PNNL

Abstract

Water electrolysis is one green approach of storing electrical energy within chemical bonds of the high-energy hydrogen gas (H2). The anodic reaction involved in the oxygen evolution reaction (OER) requires high kinetic overpotential on the overall rate of the process. Recently, plasmonic gold nanoparticles (Au NPs) have been added to enhance the charge transfer at the interface of the OER electrocatalysts and electrolyte under light illumination. However, mechanistic understanding of how Au NPs on the photo-assisted electrochemical process is still lacking. We applied a model system of plasmonic Au electrode and a cobalt (Co)-based OER electrocatalyst in alkaline electrolytes to investigate the plasmon-mediated OER process with (photo)electrochemical and spectroscopic studies. Our results demonstrated that the electrodeposited and surfactant-free plasmonic Au electrode could enhance the electrocatalytic performances of the Co-based electrocatalysts in the OER process with continuous visible and near infrared light illumination.
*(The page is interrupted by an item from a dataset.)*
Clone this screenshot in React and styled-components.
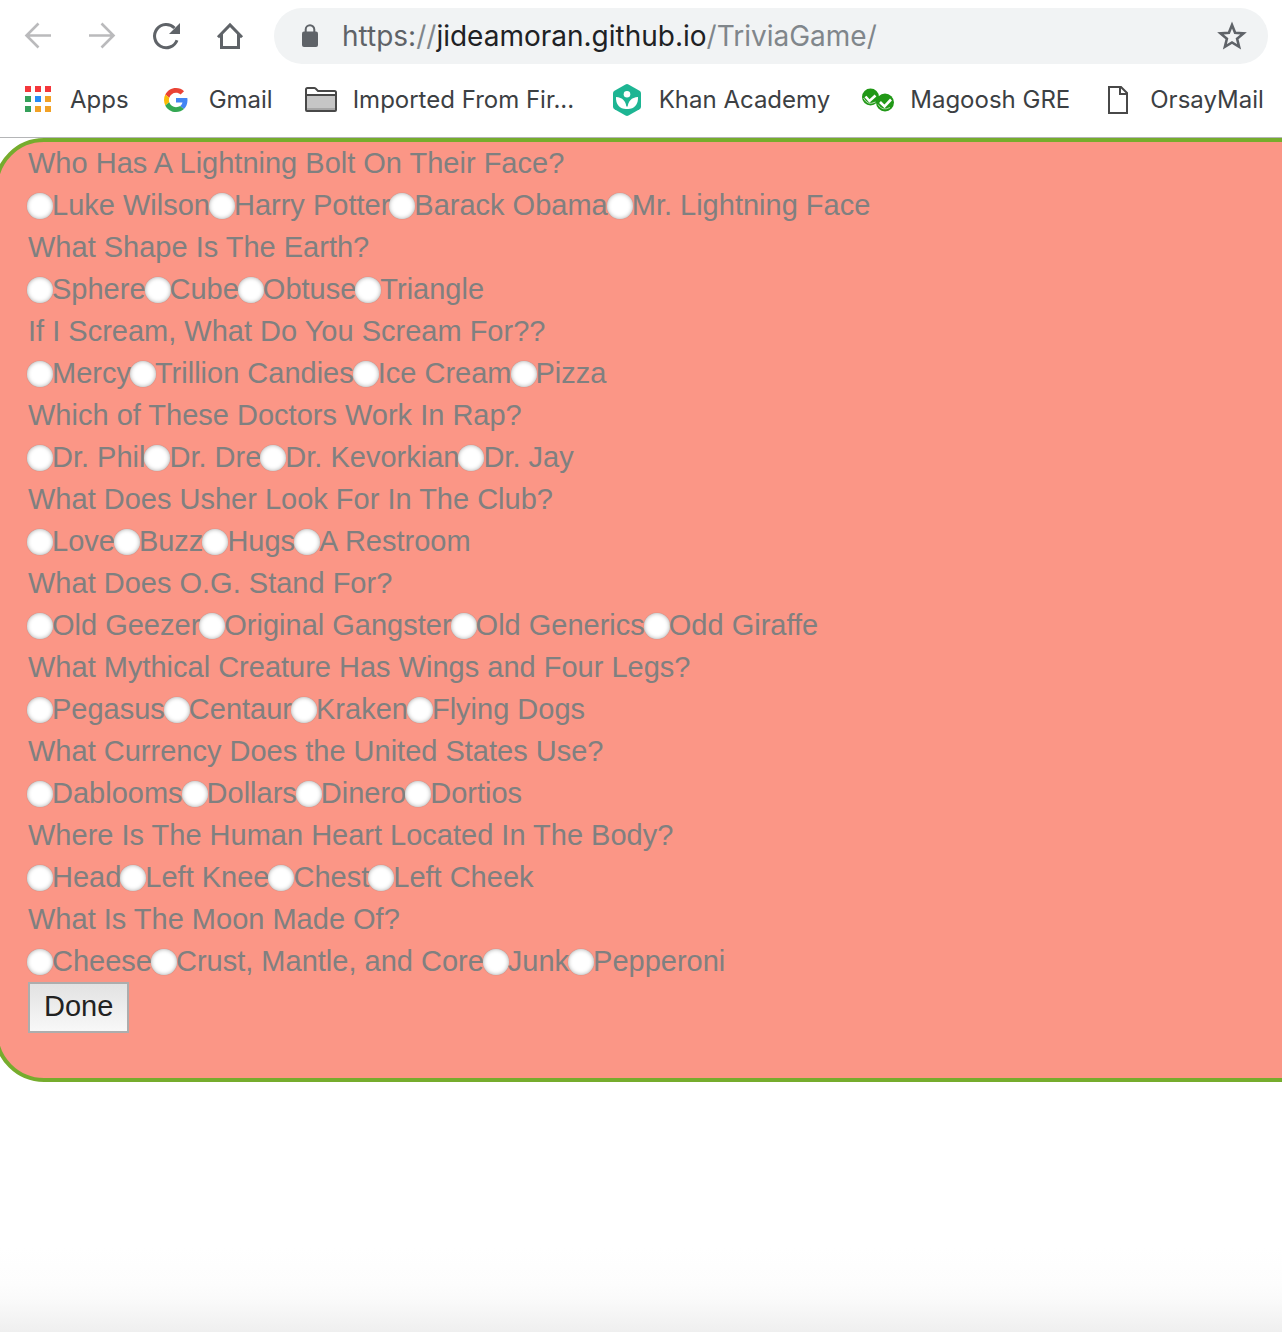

Both the photothermal and energetic charge carriers were found to contribute to the enhanced OER performance based on the transient photocurrent studies, and the interfaces of Au and the Co-based electrocatalysts determined the enhancement mechanisms. The active phase of the cobalt based OER electrocatalyst at operating potentials was identified with electrochemical Raman measurements.